Рукописи Егор показывал множеству людей, которым доверял, в том числе профессиональным журналистам – Леониду Радзиховскому, Виктору Ярошенко, Отто Лацису. Редактурой и обсуждением ее деталей с автором занимался Леонид Лопатников. С Ярошенко спорили о названиях: Виктор Афанасьевич предлагал назвать главную книгу Егора «Длинной историей», Гайдар не соглашался. Не нравилось Ярошенко – в силу банальности – и название второй важнейшей книги «Гибель империи». Но в результате оно-то и сработало: именно эта книга стала бестселлером и самой переводимой из всех работ Гайдара.

В последние годы Егор Тимурович наговаривал тексты своих книг, при этом во все убыстряющемся темпе ходил по кабинету, иногда те, кто стенографировал, едва поспевали за ходом его мысли. Затем начинался монтаж фрагментов и работа над источниками и многочисленными сносками, которые превращались в своего рода отдельную книгу в книге.


«Гибель империи» – пророческая работа. Дело не только в точном и детальном разборе «предсказаний назад», но и в том Гайдар предсказал эксплуатацию властью постимперского синдрома, равносильную использованию «политического ядерного оружия»: «Обращения к постимперской ностальгии, национализму, ксенофобии, привычному антиамериканизму и даже к не вполне привычному антиевропеизму вошли в моду, а там, глядишь, войдут и в норму. Важно понять, насколько это опасно для страны и мира».

Вошло в норму. Стало опасным для развития страны и ее нормальных отношений с внешним миром.
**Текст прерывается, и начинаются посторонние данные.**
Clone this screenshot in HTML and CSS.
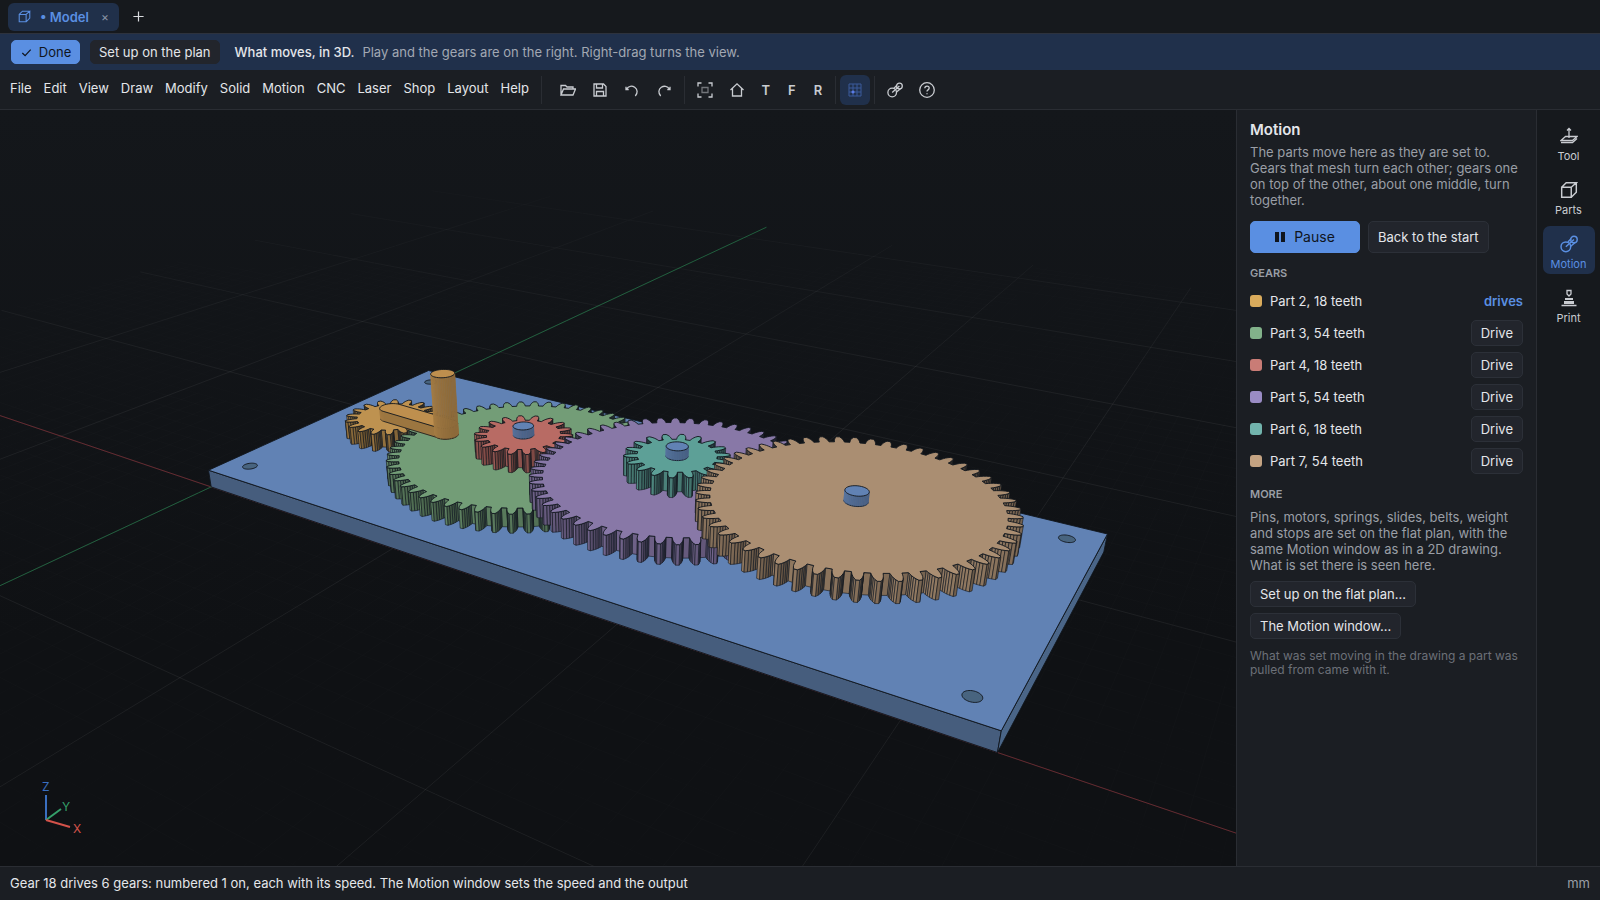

А отсутствие реальных достижений в социально-экономической сфере замещается классическим набором идеологии «особого пути». Самого опасного пути, на который в принципе могла встать страна: «Мессианская идеология – важная отличительная черта тоталитарных режимов. Авторитарный – объясняет свою необходимость прозаическими аргументами: несовершенством демократических властей, значимостью динамичного экономического развития, необходимостью противостоять экстремизму. Тоталитарный – апеллирует к религиозным или псевдорелигиозным символам: тысячелетний рейх, всемирный коммунизм, мировой халифат».

«Пытаться вновь сделать Россию империей – значит поставить под вопрос ее существование». Гайдар жестко обозначал главный тренд и главную проблему. Потом раскрывал – подробно, на пальцах и фактах – механику развала империи. Точнее, саморазвала – и не только Советской империи.

Книга, описывавшая прошлое, показывала картину будущего: «Столкнувшись с экономическим кризисом, правительству приходится сокращать бюджетные расходы, повышать налоги, девальвировать национальную валюту, ограничивать импорт, сокращать дотации. Все это тяжелые, непопулярные меры. Чтобы проводить их, режим должен быть уверен, что общество их примет или что он способен использовать силу, чтобы остановить возможные беспорядки.